While the U.S. Navy has conducted Freedom of Navigation Operations (FONOPs) in the same area in the past, this British challenge to China’s growing control of the strategic waterway comes after the United States has said it would like to see more international participation in such actions.
Both Britain and the United States say they conduct FONOP operations throughout the world, including in areas claimed by allies.
The British Navy has previously sailed close to the disputed Spratly Islands, further south in the South China Sea, several times in recent years but not within the 12 nautical mile limit, regional diplomatic sources have said.
Singapore-based South China Sea expert Ian Storey said Britain had strong traditional interests in defending freedom of navigation but regular deployments in the South China Sea would be constrained due to limited numbers of warships and onerous demands in other parts of the world.
“The UK’s actions will please Washington as the Trump administration has grumbled that U.S. allies have been remiss in upholding freedom of navigation in the South China Sea,” said Storey, of Singapore’s ISEAS Yusof Ishak Institute.
“But China will be displeased as it suggests that U.S. allies are responding to Washington’s appeals... It might also nudge other U.S. allies to make similar moves.”
FONOPs have so far not persuaded Beijing to curtail its South China Sea activities, which have included extensive reclamation of reefs and islands and the construction of runways, hangars and missile systems.
Beijing says it is entitled to build on its territories and says the facilities are for civilian use and necessary self-defence purposes. China blames Washington for militarising the region with its freedom of navigation patrols.
Foreign aircraft and vessels in the region are routinely challenged by Chinese naval ships and monitoring stations on the fortified islands, sources have said previously.

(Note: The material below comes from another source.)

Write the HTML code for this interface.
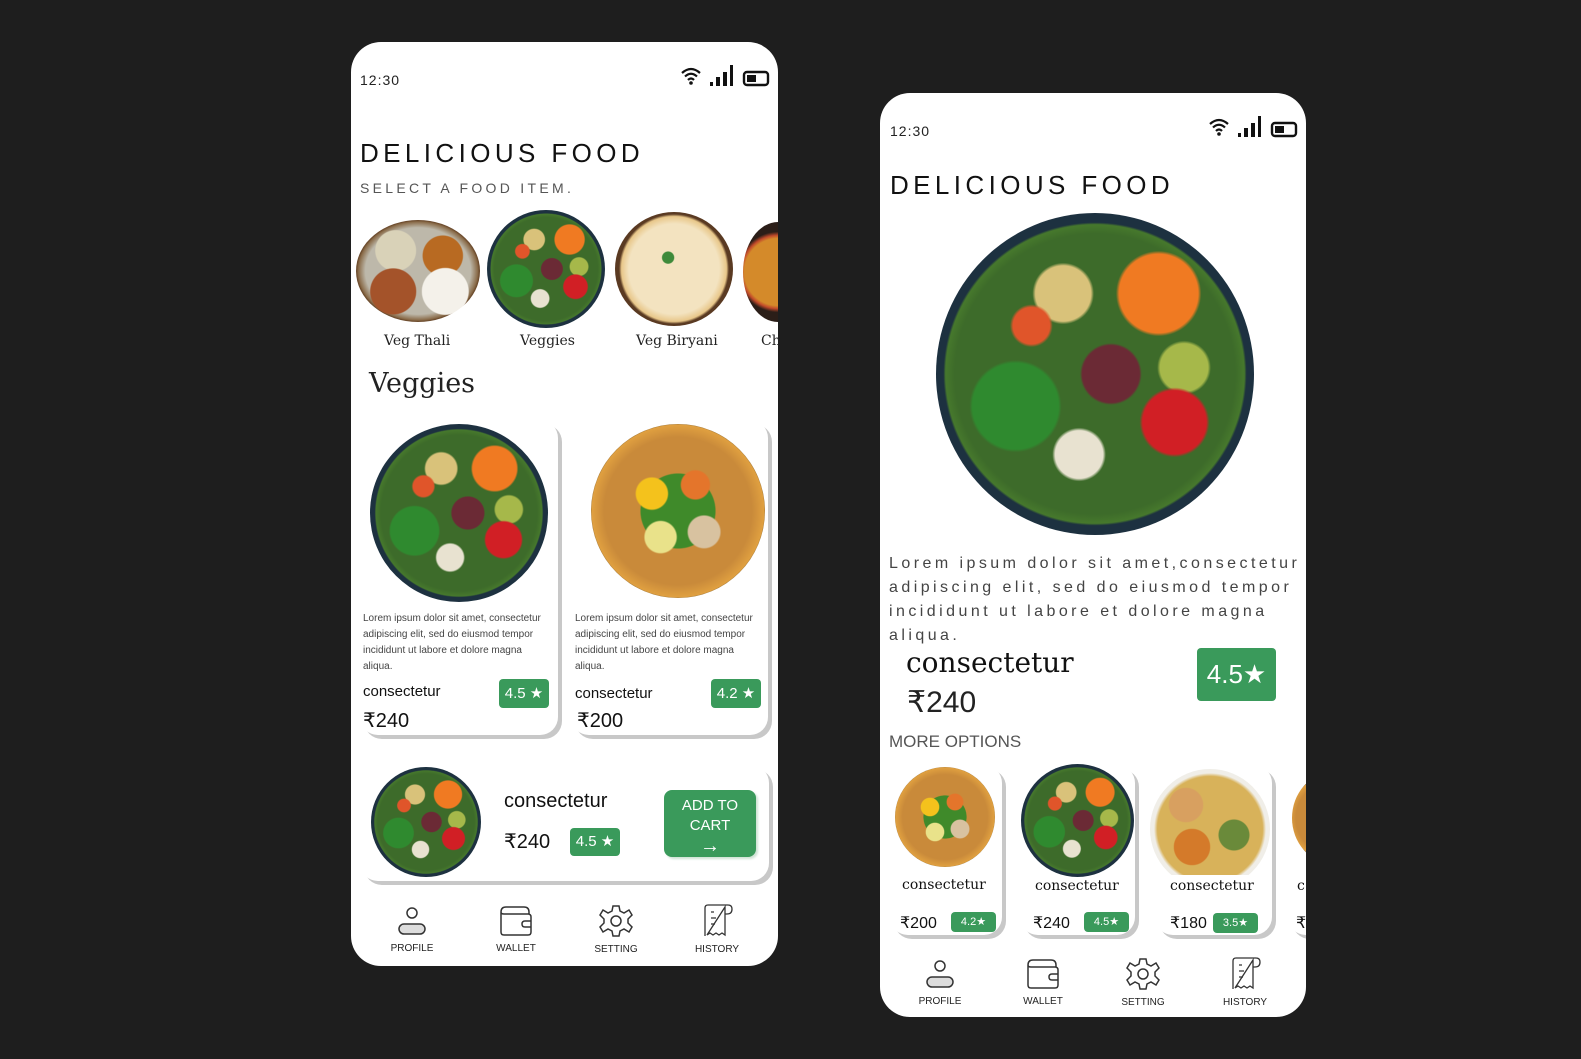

In April, warships from Australia - which like Britain is a close U.S. ally - had what Canberra described as a close “encounter” with Chinese naval vessels in the contested sea.
The Albion is one of three Royal Navy ships deployed to Asia this year, along with HMS Argyll and HMS Sutherland.
In a speech in Jakarta in August, Foreign Office Minister for Asia and the Pacific Mark Field said Britain was committed to an enduring security presence in Asia and urged countries to respect navigational freedom and international law in the South China Sea.
That law included the ruling of the Permanent Court of Arbitration in The Hague, whose landmark 2016 judgement criticized Chinese actions in the South China Sea and found no basis for its sweeping historic claims. Beijing has repeatedly rejected the ruling and earlier refused to participate in the case brought by the Philippines.